1. A turbine blade to be subjected to a hot gas flow, comprising:

a suction side;

a pressure side;

a substrate having at least one interior space and a plurality of bores leading from said interior space out of said substrate; and

a heat-insulating-layer system at least partly covering at least one of said suction and pressure sides, said heat-insulating-layer system closing at least one bore and leaving at least one further bore open to emit cooling fluid for developing film cooling of said heat-insulating-layer system.

2. The turbine blade according to claim 1, wherein said at least one further bore passes through said heat-insulating-layer system.

3. The turbine blade according to claim 1, wherein said at least one further open bore is a plurality of bores disposed for uniformly cooling said substrate when a hot gas flow flows around said substrate, when the coolant is fed to said at least one interior space and when the coolant is drawn off into the gas flow through said at least one further open bore.

4. The turbine blade according to claim 1, wherein said bores are disposed for uniformly cooling said substrate when a gas flow flows around said substrate if said heat-insulting-layer system opens said at least one closed bore when the coolant is drawn off through said bores into the gas flow and fed to said at least one interior space.

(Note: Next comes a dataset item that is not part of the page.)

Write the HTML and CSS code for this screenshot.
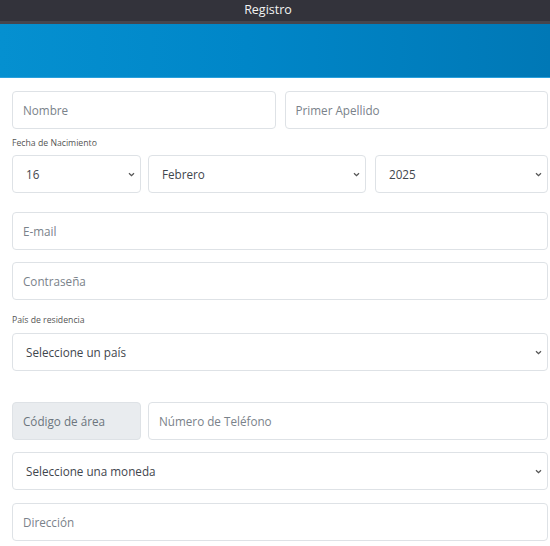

5. The turbine blade according to claim 1, wherein said substrate is formed of a superalloy.

6. The turbine blade according to claim 1, wherein said heat-insulating-layer system includes a metallic adhesive layer lying on said substrate and a ceramic heat-insulating layer lying on said adhesive layer.

7. The turbine blade according to claim 6, wherein said adhesive layer is formed of an alloy resistant to corrosion and oxidation at high temperatures.

8. The turbine blade according to claim 6, wherein said adhesive layer is formed of an alloy of the MCrAlY type.

9. The turbine blade according to claim 6, wherein said heat-insulating layer is formed of an at least partly stabilized zirconium oxide.

10. The turbine blade according to claim 6, including a front blade edge coated with said adhesive layer and having a plurality of said bores open to the outside.

11. A gas-turbine guide blade to be subjected to a hot gas flow, comprising:

a suction side;

a pressure side;

a substrate having at least one interior space and a plurality of bores leading from said interior space out of said substrate; and

a heat-insulating-layer system at least partly covering at least one of said suction and pressure sides, said heat-insulating-layer system closing at least one bore and leaving at least one further bore open to emit cooling fluid for developing film cooling of said heat-insulating-layer system.

12. A gas-turbine moving blade to be subjected to a hot gas flow, comprising:

a suction side;

a pressure side;

a substrate having at least one interior space and a plurality of bores leading from said interior space out of said substrate; and

a heat-insulating-layer system at least partly covering at least one of said suction and pressure sides, said heat-insulating-layer system closing at least one bore and leaving at least one further bore open to emit cooling fluid for developing film cooling of said heat-insulating-layer system.